Policy advocacy is really an exercise in compromise

Despite a 2014 initiative by the ministry of law and justice that mandated pre-legislative consultation, in most instances the process is largely superficial. We need a more genuine and constructive engagement from both the government and stakeholders, emphasizing compromise and understanding. The government should actively facilitate pre-legislative consultation, evaluate competing suggestions, and align decisions with democratic values to ensure more meaningful participation in policy-making.

This article was first published in The Mint. You can read the original at this link.

Last week I had the opportunity to participate in a panel discussing the present and future state of technology policy in India. Over the course of that very engaging discussion, I was reminded of the many stark contrasts that characterize the way that tech policy is made in the country.

On the one hand, we have the Telecom Regulatory Authority of India (TRAI), a regulatory body that has pioneered consultative legislation and elevated it to an art form. As someone who has participated in these consultations, I am convinced of the sincerity with which Trai approaches the process and the consideration that it gives to the inputs it receives. From discussions with lawyers around the world, I have come to realize with some pride that Trai consultation papers and recommendations are widely used as reference material by telecom professionals everywhere for the breadth of their analysis and the depth of the issues they cover.

At the other end of the spectrum are the many opaque regulations that the government has issued over the years on matters ranging from encryption to intermediary liability, legislative proposals that ignore public sentiment, to the extent that in many instances, the government has been forced to withdraw them in the face of vehement opposition. Of those that do make it into the statute book despite all this, a good proportion have been challenged and read down by the courts.

Surely there is a better way to bridge these two extremes, to ensure that all legislative arms of the government engage with relevant stakeholders in a manner that is designed to throw up relevant issues while ensuring that the legislative proposals that finally make it into the statute book have adequately considered the views of all relevant stakeholders.

In February 2014, the ministry of law and justice issued a letter to all the ministries of the central government instructing them to engage in pre-legislative consultation before enacting any principal or subordinate legislation. Every department and ministry is now required to proactively publish all legislative proposals on the internet, setting out a brief justification for the proposed law, its essential elements, broad financial implications and the impact that it would have on the environment, fundamental rights and the lives and livelihoods of affected people. All these details are required be kept in the public domain for at least 30 days for feedback.

As much as this seems to be a step in the right direction, to many of us engaged in the space, it feels as if more needs to be done to achieve the objective of pre-legislative consultation. While we do get to see laws before they are enacted, it seems as if the responses we provide fall on deaf ears.
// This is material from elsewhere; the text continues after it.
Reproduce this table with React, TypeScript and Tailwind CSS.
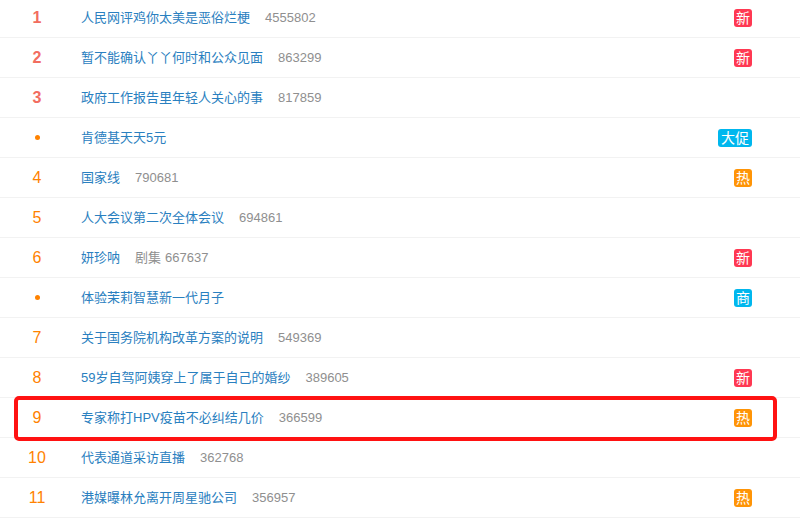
import React from "react";

type Badge = { text: string; color: string; wide?: boolean };
type Row = { rank: string; title: string; label?: string; count?: string; badge?: Badge };

const NEW: Badge = { text: "新", color: "bg-[#ff3852]" };
const HOT: Badge = { text: "热", color: "bg-[#ff9406]" };

const rows: Row[] = [
  { rank: "1", title: "人民网评鸡你太美是恶俗烂梗", count: "4555802", badge: NEW },
  { rank: "2", title: "暂不能确认丫丫何时和公众见面", count: "863299", badge: NEW },
  { rank: "3", title: "政府工作报告里年轻人关心的事", count: "817859" },
  { rank: "•", title: "肯德基天天5元", badge: { text: "大促", color: "bg-[#00b7ee]", wide: true } },
  { rank: "4", title: "国家线", count: "790681", badge: HOT },
  { rank: "5", title: "人大会议第二次全体会议", count: "694861" },
  { rank: "6", title: "妍珍呐", label: "剧集", count: "667637", badge: NEW },
  { rank: "•", title: "体验茉莉智慧新一代月子", badge: { text: "商", color: "bg-[#00b7ee]" } },
  { rank: "7", title: "关于国务院机构改革方案的说明", count: "549369" },
  { rank: "8", title: "59岁自驾阿姨穿上了属于自己的婚纱", count: "389605", badge: NEW },
  { rank: "9", title: "专家称打HPV疫苗不必纠结几价", count: "366599", badge: HOT },
  { rank: "10", title: "代表通道采访直播", count: "362768" },
  { rank: "11", title: "港媒曝林允离开周星驰公司", count: "356957", badge: HOT },
];

export default function App() {
  return (
    <div
      className="w-[800px] h-[524px] overflow-hidden bg-white"
      style={{ fontFamily: '"Liberation Sans", "Noto Sans CJK SC", sans-serif' }}
    >
      <div className="-mt-[2px]">
        {rows.map((r, i) => {
          const top = i < 3;
          return (
            <div
              key={i}
              className="relative flex items-center h-[40px] border-b border-[#f2f2f2] box-border"
            >
              <div className="w-[74px] flex justify-center">
                {r.rank === "•" ? (
                  <span className="block w-[5px] h-[5px] rounded-full bg-[#ff8200]" />
                ) : (
                  <span
                    className={
                      top
                        ? "text-[16px] font-bold text-[#f26d5f] leading-none"
                        : "text-[16px] text-[#ff8200] leading-none"
                    }
                  >
                    {r.rank}
                  </span>
                )}
              </div>
              <div className="ml-[7px] flex-1 flex items-center text-[13px] leading-none">
                <span className="text-[#2a80c0]">{r.title}</span>
                {r.label && <span className="ml-[15px] text-[#8f8f8f]">{r.label}</span>}
                {r.count && (
                  <span className={(r.label ? "ml-[4px]" : "ml-[15px]") + " text-[#8f8f8f]"}>
                    {r.count}
                  </span>
                )}
              </div>
              <div className="w-[80px] mr-[48px] flex justify-end">
                {r.badge && (
                  <span
                    className={
                      r.badge.color +
                      " text-white text-[14px] leading-none h-[18px] rounded-[3px] flex items-center justify-center " +
                      (r.badge.wide ? "w-[34px]" : "w-[18px]")
                    }
                  >
                    {r.badge.text}
                  </span>
                )}
              </div>
              {r.rank === "9" && (
                <div className="absolute left-[14px] -top-[2px] w-[763px] h-[45px] border-[4px] border-[#ff1212] rounded-[5px] pointer-events-none" />
              )}
            </div>
          );
        })}
      </div>
    </div>
  );
}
Going by the way it is currently implemented, the process appears to be little more than an exercise in appeasement—a means by which the government can pay lip service to the concept of consultation and then do exactly what it wanted to in the first place.
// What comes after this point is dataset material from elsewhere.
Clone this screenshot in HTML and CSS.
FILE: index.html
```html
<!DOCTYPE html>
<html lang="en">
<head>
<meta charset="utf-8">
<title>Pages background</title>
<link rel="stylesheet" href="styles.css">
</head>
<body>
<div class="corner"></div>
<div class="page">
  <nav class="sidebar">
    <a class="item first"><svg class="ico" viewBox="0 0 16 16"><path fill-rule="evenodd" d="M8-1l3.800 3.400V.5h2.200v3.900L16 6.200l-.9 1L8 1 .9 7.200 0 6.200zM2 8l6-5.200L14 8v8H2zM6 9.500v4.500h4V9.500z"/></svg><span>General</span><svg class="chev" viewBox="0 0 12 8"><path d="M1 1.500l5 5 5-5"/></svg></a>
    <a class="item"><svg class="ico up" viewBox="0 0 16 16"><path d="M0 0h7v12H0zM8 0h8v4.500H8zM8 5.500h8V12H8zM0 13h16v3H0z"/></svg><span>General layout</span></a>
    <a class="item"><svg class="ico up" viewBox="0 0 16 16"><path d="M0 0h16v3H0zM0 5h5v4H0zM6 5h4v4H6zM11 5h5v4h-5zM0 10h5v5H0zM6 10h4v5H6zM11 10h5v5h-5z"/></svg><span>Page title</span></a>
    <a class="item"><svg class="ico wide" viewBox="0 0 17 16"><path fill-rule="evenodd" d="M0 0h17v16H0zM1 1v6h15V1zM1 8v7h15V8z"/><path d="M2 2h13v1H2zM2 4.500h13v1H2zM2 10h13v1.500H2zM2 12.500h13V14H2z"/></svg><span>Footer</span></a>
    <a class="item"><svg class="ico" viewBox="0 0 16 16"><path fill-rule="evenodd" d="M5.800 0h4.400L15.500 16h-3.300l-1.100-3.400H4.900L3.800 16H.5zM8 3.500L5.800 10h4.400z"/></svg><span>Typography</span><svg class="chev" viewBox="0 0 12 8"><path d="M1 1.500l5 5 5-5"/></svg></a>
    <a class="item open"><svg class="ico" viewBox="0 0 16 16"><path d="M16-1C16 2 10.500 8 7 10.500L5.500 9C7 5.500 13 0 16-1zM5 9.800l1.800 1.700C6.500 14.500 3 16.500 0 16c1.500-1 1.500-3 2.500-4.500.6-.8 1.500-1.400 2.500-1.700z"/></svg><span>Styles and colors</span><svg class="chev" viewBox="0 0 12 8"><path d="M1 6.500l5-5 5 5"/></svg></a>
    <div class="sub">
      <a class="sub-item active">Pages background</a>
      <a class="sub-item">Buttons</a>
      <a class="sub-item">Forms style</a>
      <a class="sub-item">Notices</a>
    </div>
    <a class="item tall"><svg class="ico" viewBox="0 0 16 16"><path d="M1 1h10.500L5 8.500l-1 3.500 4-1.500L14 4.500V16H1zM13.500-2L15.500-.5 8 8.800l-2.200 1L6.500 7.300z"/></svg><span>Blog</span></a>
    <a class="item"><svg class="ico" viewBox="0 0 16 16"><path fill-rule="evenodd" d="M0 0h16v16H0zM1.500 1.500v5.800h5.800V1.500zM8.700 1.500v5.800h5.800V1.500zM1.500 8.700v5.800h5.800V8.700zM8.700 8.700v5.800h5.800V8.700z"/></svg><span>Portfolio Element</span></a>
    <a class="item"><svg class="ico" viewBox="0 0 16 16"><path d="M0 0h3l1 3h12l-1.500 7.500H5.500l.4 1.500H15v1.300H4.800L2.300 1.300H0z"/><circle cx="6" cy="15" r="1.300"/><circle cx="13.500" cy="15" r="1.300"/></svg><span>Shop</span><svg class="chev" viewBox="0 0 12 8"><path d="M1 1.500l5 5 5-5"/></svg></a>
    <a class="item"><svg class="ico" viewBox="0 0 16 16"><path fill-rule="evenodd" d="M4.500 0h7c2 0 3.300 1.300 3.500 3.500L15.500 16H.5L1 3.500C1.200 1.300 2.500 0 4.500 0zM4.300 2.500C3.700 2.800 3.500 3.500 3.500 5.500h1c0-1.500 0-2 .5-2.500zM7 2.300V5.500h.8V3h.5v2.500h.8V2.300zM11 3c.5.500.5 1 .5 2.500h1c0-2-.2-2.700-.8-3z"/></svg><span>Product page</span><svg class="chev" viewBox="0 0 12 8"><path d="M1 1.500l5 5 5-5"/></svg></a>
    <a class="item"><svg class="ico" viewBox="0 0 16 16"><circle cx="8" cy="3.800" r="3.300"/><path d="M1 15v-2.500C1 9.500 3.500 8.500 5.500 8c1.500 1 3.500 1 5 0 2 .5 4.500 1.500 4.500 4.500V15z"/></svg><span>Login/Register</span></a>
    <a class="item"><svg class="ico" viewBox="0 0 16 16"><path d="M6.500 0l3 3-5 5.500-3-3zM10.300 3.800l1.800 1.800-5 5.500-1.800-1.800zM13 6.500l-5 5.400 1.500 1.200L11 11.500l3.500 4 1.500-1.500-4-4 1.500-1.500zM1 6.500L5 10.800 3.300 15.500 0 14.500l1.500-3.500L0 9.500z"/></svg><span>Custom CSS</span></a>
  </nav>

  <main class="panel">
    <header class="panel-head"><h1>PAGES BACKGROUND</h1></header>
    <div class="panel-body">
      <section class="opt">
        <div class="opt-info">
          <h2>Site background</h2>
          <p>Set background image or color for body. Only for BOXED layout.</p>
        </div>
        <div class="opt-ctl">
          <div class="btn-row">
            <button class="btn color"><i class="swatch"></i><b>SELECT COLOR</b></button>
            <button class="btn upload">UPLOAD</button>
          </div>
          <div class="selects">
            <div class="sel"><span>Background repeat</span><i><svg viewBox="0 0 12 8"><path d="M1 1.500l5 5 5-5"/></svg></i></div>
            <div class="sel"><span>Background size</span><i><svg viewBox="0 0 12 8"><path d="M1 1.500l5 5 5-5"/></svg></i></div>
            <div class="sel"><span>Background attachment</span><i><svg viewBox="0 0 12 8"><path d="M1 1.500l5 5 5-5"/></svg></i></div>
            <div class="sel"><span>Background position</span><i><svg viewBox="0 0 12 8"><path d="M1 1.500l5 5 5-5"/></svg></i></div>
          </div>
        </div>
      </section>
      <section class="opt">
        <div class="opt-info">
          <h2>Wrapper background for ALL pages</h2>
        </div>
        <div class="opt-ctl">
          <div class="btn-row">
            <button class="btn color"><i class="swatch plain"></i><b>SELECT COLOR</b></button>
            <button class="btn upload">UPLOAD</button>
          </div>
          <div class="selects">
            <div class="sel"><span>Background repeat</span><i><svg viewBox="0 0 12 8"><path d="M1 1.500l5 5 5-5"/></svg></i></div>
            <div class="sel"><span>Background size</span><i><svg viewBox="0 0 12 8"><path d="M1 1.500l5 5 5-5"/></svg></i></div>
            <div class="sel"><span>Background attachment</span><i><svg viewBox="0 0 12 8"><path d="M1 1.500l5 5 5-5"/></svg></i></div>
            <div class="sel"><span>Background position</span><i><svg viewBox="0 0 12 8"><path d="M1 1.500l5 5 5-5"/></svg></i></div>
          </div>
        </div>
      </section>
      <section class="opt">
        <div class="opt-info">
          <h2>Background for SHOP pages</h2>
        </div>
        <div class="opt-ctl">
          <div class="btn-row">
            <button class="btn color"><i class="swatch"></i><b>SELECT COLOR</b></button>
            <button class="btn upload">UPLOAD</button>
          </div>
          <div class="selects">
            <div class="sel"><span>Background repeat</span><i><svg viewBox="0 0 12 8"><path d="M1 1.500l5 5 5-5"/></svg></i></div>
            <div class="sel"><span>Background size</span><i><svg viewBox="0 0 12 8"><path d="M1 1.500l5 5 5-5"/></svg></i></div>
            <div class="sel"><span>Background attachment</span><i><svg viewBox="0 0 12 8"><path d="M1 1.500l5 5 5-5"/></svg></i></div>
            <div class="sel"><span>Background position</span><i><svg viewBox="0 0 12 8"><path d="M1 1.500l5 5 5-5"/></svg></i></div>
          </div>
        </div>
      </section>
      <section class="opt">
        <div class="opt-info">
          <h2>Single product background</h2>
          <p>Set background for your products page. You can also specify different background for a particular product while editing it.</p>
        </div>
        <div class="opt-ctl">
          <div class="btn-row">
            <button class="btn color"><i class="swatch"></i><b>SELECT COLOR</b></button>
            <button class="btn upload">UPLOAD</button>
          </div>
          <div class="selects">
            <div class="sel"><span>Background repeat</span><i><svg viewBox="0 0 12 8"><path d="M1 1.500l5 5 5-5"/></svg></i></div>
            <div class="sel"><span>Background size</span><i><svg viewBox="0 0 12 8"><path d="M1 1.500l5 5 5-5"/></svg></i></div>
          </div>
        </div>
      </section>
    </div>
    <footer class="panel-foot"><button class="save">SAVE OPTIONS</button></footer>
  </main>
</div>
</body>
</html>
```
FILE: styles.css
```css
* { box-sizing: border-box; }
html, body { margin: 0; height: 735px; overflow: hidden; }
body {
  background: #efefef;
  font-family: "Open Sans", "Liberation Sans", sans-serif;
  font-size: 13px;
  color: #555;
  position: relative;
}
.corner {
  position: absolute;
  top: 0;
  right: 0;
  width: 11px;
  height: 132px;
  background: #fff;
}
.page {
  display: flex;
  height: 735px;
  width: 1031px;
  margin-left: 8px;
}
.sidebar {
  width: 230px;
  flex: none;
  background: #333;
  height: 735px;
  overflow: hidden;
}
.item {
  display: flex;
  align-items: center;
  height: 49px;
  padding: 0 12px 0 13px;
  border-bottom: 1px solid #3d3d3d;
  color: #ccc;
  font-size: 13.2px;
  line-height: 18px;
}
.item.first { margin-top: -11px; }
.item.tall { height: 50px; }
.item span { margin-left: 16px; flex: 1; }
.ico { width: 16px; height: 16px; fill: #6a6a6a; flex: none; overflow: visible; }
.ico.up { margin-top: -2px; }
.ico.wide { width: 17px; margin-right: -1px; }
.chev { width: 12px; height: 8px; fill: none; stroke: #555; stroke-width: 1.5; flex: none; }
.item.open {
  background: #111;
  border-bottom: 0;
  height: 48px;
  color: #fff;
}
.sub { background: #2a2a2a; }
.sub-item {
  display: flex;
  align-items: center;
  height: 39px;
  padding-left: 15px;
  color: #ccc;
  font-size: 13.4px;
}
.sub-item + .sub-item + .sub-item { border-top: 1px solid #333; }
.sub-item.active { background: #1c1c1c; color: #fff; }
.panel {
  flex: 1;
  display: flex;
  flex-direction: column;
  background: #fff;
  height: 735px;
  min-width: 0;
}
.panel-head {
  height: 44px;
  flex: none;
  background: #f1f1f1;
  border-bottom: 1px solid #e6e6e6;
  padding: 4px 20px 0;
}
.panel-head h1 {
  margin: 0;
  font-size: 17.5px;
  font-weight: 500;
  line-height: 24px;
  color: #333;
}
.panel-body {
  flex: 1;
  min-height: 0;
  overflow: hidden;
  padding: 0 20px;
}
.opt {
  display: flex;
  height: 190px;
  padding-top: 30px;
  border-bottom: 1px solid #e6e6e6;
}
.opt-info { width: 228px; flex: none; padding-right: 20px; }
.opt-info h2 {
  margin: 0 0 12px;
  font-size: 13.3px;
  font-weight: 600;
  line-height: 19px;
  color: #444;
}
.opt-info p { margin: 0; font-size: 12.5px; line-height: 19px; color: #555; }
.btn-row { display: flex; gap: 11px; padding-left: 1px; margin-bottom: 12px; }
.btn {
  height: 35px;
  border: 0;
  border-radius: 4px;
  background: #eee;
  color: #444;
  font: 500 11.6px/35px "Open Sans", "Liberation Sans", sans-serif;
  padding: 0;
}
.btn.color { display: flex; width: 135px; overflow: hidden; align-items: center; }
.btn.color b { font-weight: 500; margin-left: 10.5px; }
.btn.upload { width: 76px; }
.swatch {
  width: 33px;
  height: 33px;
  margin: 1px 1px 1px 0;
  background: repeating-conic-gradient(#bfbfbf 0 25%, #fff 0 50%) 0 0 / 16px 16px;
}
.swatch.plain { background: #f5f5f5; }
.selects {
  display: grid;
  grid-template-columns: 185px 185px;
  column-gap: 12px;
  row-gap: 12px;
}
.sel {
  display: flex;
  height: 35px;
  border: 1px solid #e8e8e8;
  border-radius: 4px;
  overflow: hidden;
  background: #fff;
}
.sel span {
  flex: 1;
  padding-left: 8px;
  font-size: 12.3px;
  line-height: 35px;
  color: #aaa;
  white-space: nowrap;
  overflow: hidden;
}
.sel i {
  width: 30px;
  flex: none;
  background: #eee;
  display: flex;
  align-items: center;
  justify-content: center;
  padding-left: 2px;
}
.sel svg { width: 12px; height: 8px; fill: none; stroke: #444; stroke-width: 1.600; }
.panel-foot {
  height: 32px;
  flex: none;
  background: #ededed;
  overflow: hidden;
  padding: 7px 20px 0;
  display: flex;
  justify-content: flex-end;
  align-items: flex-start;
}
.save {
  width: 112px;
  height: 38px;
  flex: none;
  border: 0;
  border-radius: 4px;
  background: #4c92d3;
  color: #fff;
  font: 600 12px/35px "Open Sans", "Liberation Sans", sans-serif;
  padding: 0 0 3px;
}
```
Before I launch any further salvos against the government, I’d like to briefly address my colleagues in the technology policy space—civil society, think tanks, law firms and in-house policy teams alike. More often than not, I feel that we, me included, enter into policy debates with a take-it-or-leave-it approach, adopting hard positions that brook no compromise. As a result we end up disappointed with the outcomes. What’s worse, because we’re so convinced that our own narrow perspectives constitute what’s best for us all, we’ve begun to distrust anyone who diverges, even marginally, with our own firmly held beliefs. This has resulted in unhealthy divisions among us, leading, in extreme situations, to ad hominem attacks and a regrettable refusal to engage.

We must consciously walk back from this. Policy advocacy is, by definition, an exercise in compromise. Broad societal issues affect such a wide range of stakeholders that it is impossible to satisfy everyone all the time. If we aren’t, in every instance, willing to negotiate a middle path, we will end up being disappointed most of the time. Corporations must be willing to forgo profits for social good and at the same time, civil society must recognize that growth in shareholder value is not always inimical with social outcomes. It is only through an understanding of each other’s interests and a willingness to find solutions that we are going to find lasting solutions.

The government can play an active role in facilitating this by engaging more constructively in pre-legislative consultation. Rather than simply publishing policies that it has no intention of amending, the government should, instead, put up draft proposals that will only be finalized based on the inputs received. It should plan to hold effective consultations with the public and where it receives proposals from multiple stakeholders, it should carefully evaluate the competing suggestions on their respective merits, making sure that its reasons for choosing one over the other are in consonance with the liberal values that characterize our democracy.

None of us can, or ever should, expect to have our way all the time. But if we can be sure that our government will make policies after due and thoughtful consideration of the views of all stakeholders, it will give us the comfort to engage more meaningfully in the policymaking process.